(NEW YORK) — The majority of bird species in the U.S. face a grim future in coming decades if environmental efforts, such as mitigating climate change and decreasing habitat degradation and loss, are not implemented on a larger scale.
More than half of bird species in the U.S. are in decline, with plummeting populations across nearly all habitats, according to the U.S North American Bird Conservation Initiative’s 2022 State of the Birds report published in October.
About 70 species of birds have lost at least half of their populations in the past 50 years, and are poised to lose the other half in the next half-century if conservation efforts are not significantly ramped up, the report states. Those 70 species are not yet listed as threatened or endangered, but are at a tipping point, according to the report.
“It’s a tough time to be a bird right now,” Dustin Partridge, director of conservation science at New York City Audubon, told ABC News.
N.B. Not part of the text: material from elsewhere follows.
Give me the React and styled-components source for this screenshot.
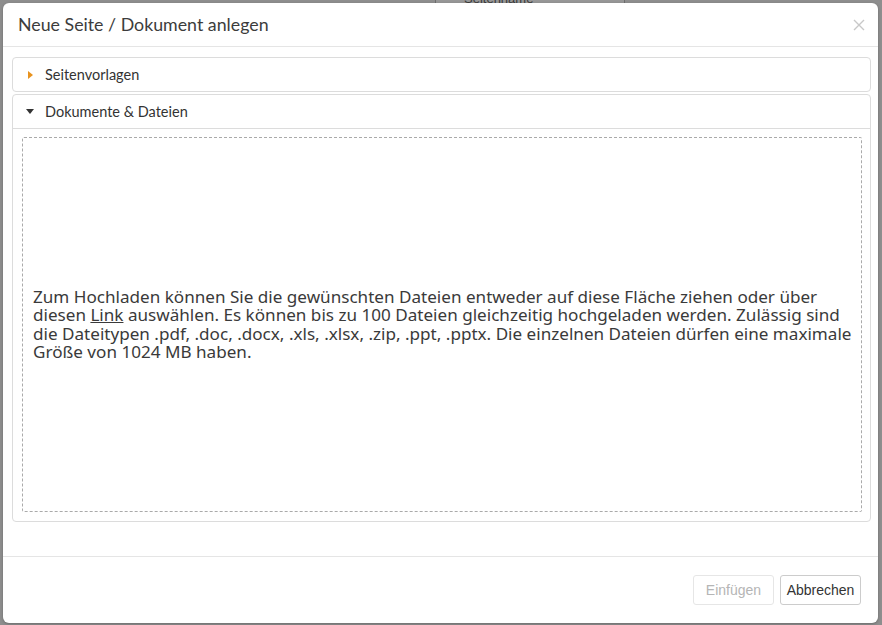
import React from "react";
import styled, { createGlobalStyle } from "styled-components";

const Global = createGlobalStyle`
  html, body { margin: 0; padding: 0; }
  body {
    width: 882px; height: 625px; overflow: hidden;
    background: #8e8e8e;
    font-family: "Lato", sans-serif;
  }
`;

const Backdrop = styled.div`
  position: relative;
  width: 882px;
  height: 625px;
  background: #8e8e8e;
`;

const BgHeader = styled.div`
  display: flex;
  height: 3px;
  margin-left: 435px;
  width: 188px;
  border-left: 1px solid #6e6e6e;
  border-right: 1px solid #6e6e6e;
  background: #979797;
  overflow: hidden;
  font: 13px "Liberation Sans", Arial, sans-serif;
  color: #3a3a3a;
  span { margin: -9px 0 0 28px; }
`;

const Modal = styled.div`
  position: absolute;
  left: 3px;
  top: 3px;
  width: 875px;
  height: 620px;
  background: #fff;
  border-radius: 6px;
  display: flex;
  flex-direction: column;
  box-shadow: 0 1px 3px rgba(0,0,0,0.25);
`;

const Header = styled.div`
  height: 43px;
  display: flex;
  align-items: center;
  justify-content: space-between;
  padding: 0 11px 0 15px;
  border-bottom: 1px solid #e5e5e5;
`;

const Title = styled.h4`
  margin: 0 0 1px;
  font-family: "Lato", sans-serif;
  font-weight: 400;
  font-size: 17.8px;
  color: #3c3c3c;
`;

const Close = styled.button`
  border: 0;
  background: none;
  padding: 0;
  width: 16px;
  height: 16px;
  display: flex;
  align-items: center;
  justify-content: center;
  svg { display: block; }
`;

const Body = styled.div`
  padding: 10px 7px 0 9px;
  display: flex;
  flex-direction: column;
  gap: 2px;
  flex: 1;
`;

const Panel = styled.div`
  border: 1px solid #dcdcdc;
  border-radius: 4px;
  display: flex;
  flex-direction: column;
  ${p => p.$grow ? "height: 426px;" : ""}
`;

const PanelHead = styled.div`
  height: 33px;
  flex: none;
  display: flex;
  align-items: center;
  padding-left: 12px;
  gap: 10px;
  font-family: "Lato", sans-serif;
  font-size: 14.5px;
  color: #333;
  ${p => p.$open ? "border-bottom: 1px solid #dcdcdc;" : ""}
`;

const Caret = styled.span`
  width: 10px;
  display: flex;
  justify-content: center;
`;

const PanelBody = styled.div`
  flex: 1;
  padding: 8px 8px 9px 9px;
  display: flex;
`;

const Drop = styled.div`
  flex: 1;
  border: 1px dashed #aaa;
  border-radius: 2px;
  display: flex;
  align-items: center;
  padding: 0 10px;
  font-family: "Noto Sans", "Open Sans", sans-serif;
  font-size: 17.1px;
  line-height: 18.5px;
  color: #3a3a3a;
  p { margin: 0; white-space: nowrap; }
  a { color: #3a3a3a; text-decoration: underline; }
`;

const Footer = styled.div`
  height: 66px;
  border-top: 1px solid #e5e5e5;
  display: flex;
  align-items: center;
  justify-content: flex-end;
  gap: 6px;
  padding: 0 17px 0 0;
`;

const Btn = styled.button`
  height: 30px;
  width: 81px;
  background: #fff;
  border: 1px solid ${p => p.disabled ? "#e6e6e6" : "#ccc"};
  border-radius: 3px;
  font-family: "Liberation Sans", Arial, sans-serif;
  font-size: 14px;
  color: ${p => p.disabled ? "#b5b5b5" : "#333"};
  padding: 0;
`;

export default function App() {
  return (
    <>
      <Global />
      <Backdrop>
        <BgHeader><span>Seitenname</span></BgHeader>
        <Modal>
          <Header>
            <Title>Neue Seite / Dokument anlegen</Title>
            <Close aria-label="Schließen">
              <svg width="12" height="12" viewBox="0 0 12 12">
                <path d="M1 1L11 11M11 1L1 11" stroke="#c8c8c8" strokeWidth="1.4" />
              </svg>
            </Close>
          </Header>
          <Body>
            <Panel>
              <PanelHead>
                <Caret>
                  <svg width="5" height="8" viewBox="0 0 5 8"><path d="M0 0L5 4L0 8Z" fill="#e8931f" /></svg>
                </Caret>
                Seitenvorlagen
              </PanelHead>
            </Panel>
            <Panel $grow>
              <PanelHead $open>
                <Caret>
                  <svg width="8" height="5" viewBox="0 0 8 5"><path d="M0 0L8 0L4 5Z" fill="#333" /></svg>
                </Caret>
                Dokumente &amp; Dateien
              </PanelHead>
              <PanelBody>
                <Drop>
                  <p>
                    Zum Hochladen können Sie die gewünschten Dateien entweder auf diese Fläche ziehen oder über<br />
                    diesen <a href="#">Link</a> auswählen. Es können bis zu 100 Dateien gleichzeitig hochgeladen werden. Zulässig sind<br />
                    die Dateitypen .pdf, .doc, .docx, .xls, .xlsx, .zip, .ppt, .pptx. Die einzelnen Dateien dürfen eine maximale<br />
                    Größe von 1024 MB haben.
                  </p>
                </Drop>
              </PanelBody>
            </Panel>
          </Body>
          <Footer>
            <Btn disabled>Einfügen</Btn>
            <Btn>Abbrechen</Btn>
          </Footer>
        </Modal>
      </Backdrop>
    </>
  );
}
Birds face human-induced threats, such as climate change, disruption of natural systems, habitat loss, poaching, poisoning, outdoor cats, collisions into glass windows and the severe decline of bug populations, which many bird species feed on, according to experts.
But it’s important to note that because of the significant challenges all birds face, there should not be individual focus on saving one species of bird, but aim to promote the conservation of all, Partridge said.
Here are some of the most at risk species in the U.S.:
The piping plover, an “adorable” little bird that nests along the beaches of the Northeast and are found throughout the Northeast, Great Plains and Great Lakes, are fairing “really poorly,” Partridge said.
The species was hunted for its feathers — to be used in women’s hats — and experienced a dramatic decline in the 19th and 20th centuries, according to the U.S. Fish and Wildlife Service.
Its population has been on the rebound since 1991, with about 8,000 piping plovers currently in existence.
The Gunnison sage-grouse, an endangered ground-dwelling bird species, is now confined to seven geographically isolated populations in southwestern Colorado and southeastern Utah, according to the U.S. Fish and Wildlife Service.
Colorado Parks and Wildlife showed that the imperiled bird’s average count hit a historic low in 2020, with fewer than 1,600 birds remaining at the time,
Colorado Parks has partnered with the FWS and the U.S. Bureau of Land Management to conduct conservation efforts, such as building relationships with landowners to protect the sage grouse habitat, since much of it exists on private property.
The ivory-billed woodpecker, a species that use to be found in the Southern U.S. and Cuba, is likely now extinct — with the last confirmed sighting occurring in 2004 in east Arkansas, John White, founder and CEO of Birda, a bird-watching app, told ABC News.
There were “pretty serious efforts” to prevent the destruction of the ivory-billed woodpecker’s habitat and ensure its safety, he added.
Some species have recovered significantly after conservation efforts
Scientists and bird enthusiasts are witnessing the fruits of their conservation labor, as populations of some bird species continue to grow despite previously being on the brink of extinction.
There has been “amazing recovery” in recent years for several species, especially water fowls, Natalie White, co-founder of Birda, told ABC News.
Here are some of the species with populations that have rebounded:
The fate of the United States’ national bird, the bald eagle, hung in the balance, with populations dipping as low as 470 pairs, John White said.
Now, biologists believe there are up to 300,000 bald eagles roaming the country, he added, describing the recovery as “remarkable.”
As a result, bald eagles are no longer considered an endangered species, with their status currently listed as “least concern” on the IUCN’s Red List of Threatened Species.
The California condor, a terrestrial bird found from California to the Grand Canyon, may still be listed as critically endangered, but its populations have rebounded enough to allow birders to breathe a sigh of relief that they won’t be disappearing any time soon.
The majestic species is the largest terrestrial bird in North America with a wingspan of about 9 feet.
The species dwindled to as low as 22 individuals in 1982, but after successful captive breeding and reintroduction programs, those numbers jumped up to more than 500, with about 330 of the birds living in the wild, John White said.
But the California Condor has a long way to go until it can sustain its populations by itself, according to experts.
“They’re still teetering on the edge,” he added.
In the 1800s, whooping crane could be found from Canada and as far as northern Mexico, John White said.
Whooping crane populations dropped as low as 21 pairs in 1941, but captive breeding and reintroduction programs in the 1960s have increased the number of whooping cranes to about 660 pairs, John White said.
It may “sound like a lot,” but those conservation efforts need to continue indefinitely to ensure that whooping cranes don’t disappear from the planet, he added.
How to participate in conservation efforts, according to the experts
- Record everything you see, because that data is valuable for researchers, John White said.
- Leaving windows dirty is one of the best things people can do to prevent collisions, Partridge said.
- Keep cats inside, Sierra McDaniel, the program manager for the Hawaii Volcanoes National Park’s natural resources division, told ABC News.
- Go outside and connect with nature, as you’ll be more likely to fight to preserve it, John White said.
- Consider donating to organizations such as BirdLife International, the Audubon Society, the American Bird Conservancy and the World Wildlife Fund, John White said.